Connecting a thermistor to very long cables

Question

I'm working on a design for a multi-sensor temperature alarm for a greenhouse.

I plan on using PTC thermistors as the temperature sensors as I have a few 1k PTCs lying around.

Can I connect the PTC to a very long (about 20-30m) cable and then use a capacitor in parallel on my PCB as a low pass filter set to a couple of Hz (i.e. 10Hz or lower) and then feed the signal into a window comparator? Will this work or is the long cable and noise a problem? For the cable I will try to find something like shielded twisted pair, if that's available and cheap.

I have looked around on the internet but have not found any info for more than like 5-10m of cable length, for which the info suggests twisted or shielded cable and a capacitor to form a low pass filter.

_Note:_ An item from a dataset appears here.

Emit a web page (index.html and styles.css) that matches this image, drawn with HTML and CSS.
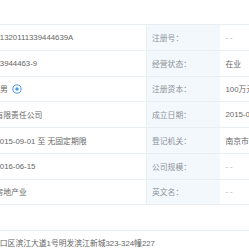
FILE: index.html
```html
<!DOCTYPE html>
<html lang="zh-CN">
<head>
    <meta charset="UTF-8">
    <meta name="viewport" content="width=device-width, initial-scale=1.0">
    <title>工商信息</title>
    <link rel="stylesheet" href="styles.css">
</head>
<body>
    <div class="info-table">
        <div class="info-row">
            <div class="cell value">91320111339444639A</div>
            <div class="cell label">注册号：</div>
            <div class="cell value empty">--</div>
        </div>
        <div class="info-row">
            <div class="cell value">33944463-9</div>
            <div class="cell label">经营状态：</div>
            <div class="cell value">在业</div>
        </div>
        <div class="info-row">
            <div class="cell value person">
                <span class="person-name">男</span>
                <svg class="person-icon" width="10" height="10" viewBox="0 0 10 10">
                    <circle cx="5" cy="5" r="4.1" fill="none" stroke="#4a97e8" stroke-width="1"/>
                    <circle cx="5" cy="5" r="1.7" fill="#4a97e8"/>
                </svg>
            </div>
            <div class="cell label">注册资本：</div>
            <div class="cell value">100万元人民币</div>
        </div>
        <div class="info-row">
            <div class="cell value">有限责任公司</div>
            <div class="cell label">成立日期：</div>
            <div class="cell value">2015-09-01</div>
        </div>
        <div class="info-row">
            <div class="cell value">2015-09-01 至 无固定期限</div>
            <div class="cell label">登记机关：</div>
            <div class="cell value">南京市浦口区市场监督管理局</div>
        </div>
        <div class="info-row">
            <div class="cell value">2016-06-15</div>
            <div class="cell label">公司规模：</div>
            <div class="cell value empty">--</div>
        </div>
        <div class="info-row">
            <div class="cell value">房地产业</div>
            <div class="cell label">英文名：</div>
            <div class="cell value empty">--</div>
        </div>
        <div class="info-row wide">
            <div class="cell value">-</div>
        </div>
        <div class="info-row wide last">
            <div class="cell value address">浦口区滨江大道1号明发滨江新城323-324幢227</div>
        </div>
    </div>
</body>
</html>
```

FILE: styles.css
```css
* {
    margin: 0;
    padding: 0;
    box-sizing: border-box;
}

body {
    font-family: "Liberation Sans", "Noto Sans CJK SC", sans-serif;
    font-size: 7.8px;
    color: #666;
    background: #fff;
    overflow: hidden;
}

.info-table {
    margin-top: 24px;
    margin-left: -10px;
    width: 400px;
    border-top: 1px solid #e9eef3;
}

.info-row {
    display: grid;
    grid-template-columns: 156px 74px 170px;
    height: 25.75px;
    border-bottom: 1px solid #e9eef3;
}

.info-row.wide {
    grid-template-columns: 1fr;
}

.info-row.last {
    border-bottom: none;
    height: 22px;
}

.cell {
    display: flex;
    align-items: center;
    white-space: nowrap;
    overflow: hidden;
}

.value {
    padding-left: 5.5px;
}

.label {
    padding-left: 5px;
    background: #f3f8fc;
    border-left: 1px solid #e9eef3;
    color: #8c939b;
}

.empty {
    letter-spacing: 2px;
    color: #aaa;
}

.person-name {
    margin-left: 4.5px;
}

.person-icon {
    margin-left: 4px;
}

.address {
    padding-left: 2px;
}
```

Edit: I have not yet created a full schematic or even planned every part of the device. Anyways:

As requested I quickly drew a schematic. This is not in any way final, but it is roughly what I was thinking about. The output would drive some other circuits, but that is not relevant here. Also the parts are not neccesarily going to stay the same, as I am just at the very beggining of this project. The PTC is a KTY 81-110 for which you can easily find a datasheet online and that is the only part that I would like to keep as it is, because I have some of them lying around.

As I said, basically everything here is subject to change. My question was simply meant to find out if this is possible without any other electronics in the sensor.

Answer 1

You long cable is effectively going to change the thermistor part of your circuit to this:

^{simulate this circuit – Schematic created using CircuitLab}

As long as R1 and R2, the series resistance of the cable wires are low with respect to the 500 Ohm - ~2K Ohm resistance of your sensor you should be ok.

The value of C1 will affect how quickly you can read a change in temperature. Again this value is related to your cable. As long as you can live with this added delay you will be ok.

The biggest concern in a situation like this is noise which will affect your readings. You have a capacitor in your circuit which will help but using a twisted pair cable will also help.

Answer 2

Better to add some series resistance on the signal line. Something like 1K and 100uF. Note that R2 is on the other side of the added resistor from the chip inputs and the capacitor.

Add a GDT to earth at the inputs to help protect from induced currents from nearby lightning strikes. A brief transient of a few hundred V is acceptable if you use reasonably large resistors, and the discharge tube can deal with anything above that.

Answer 3

Measuring a variable resistance over a long cable is possible. One suggestion is to feed the cable with a constant current source, and measure the voltage across it. Depending upon the resistance being measured, and the resistance of the wires, and the accuracy you need, you may need to compensate for the voltage drop along the length of the wires.

If greater accuracy is needed, you may apply a 4-wire, or "Kelvin" method. Apply a constant current source to one pair of wires. These connect to your variable resistance. A second pair also connects to the variable resistance, and you measure the voltage across the pair that is NOT fed with a current source. Because little current is flowing through the second pair, the resistance of the wires will have less impact on the voltage at your measuring end.

Noise, may be a problem, so it is best to use twisted pair. It is also best if you have a low resistance common mode inductive choke on both ends of the pair with the return voltage (if using the 4-wire method) or the single pair if there is only one.

Depending upon your knowledge of shielding and grounding, shielded twisted pair may be better than unshielded. However, improper use of shielded cable may actually increase noise. If you use shielding, it must only be grounded on one end, and the ground needs to ultimately connect to a real earth ground. You must avoid creating ground loops.

Addendum: Since your sensor is measuring temperature, I have two further suggestions.

One, the current supplied to the thermistor should be small. Although you can compensate for it, whatever current flows through the thermistor will heat it above the surrounding temperature. The datasheets of most temperature measuring devices will specify the size of this effect. I would suggest keeping your driving current to 1mA or less, but check the datasheet for your thermistor. (Or maybe a few degrees off doesn't matter to your application).

Two, since it is unlikely that you will need high speed in your application, use a low pass filter before whatever ADC you are using, to reduce noise.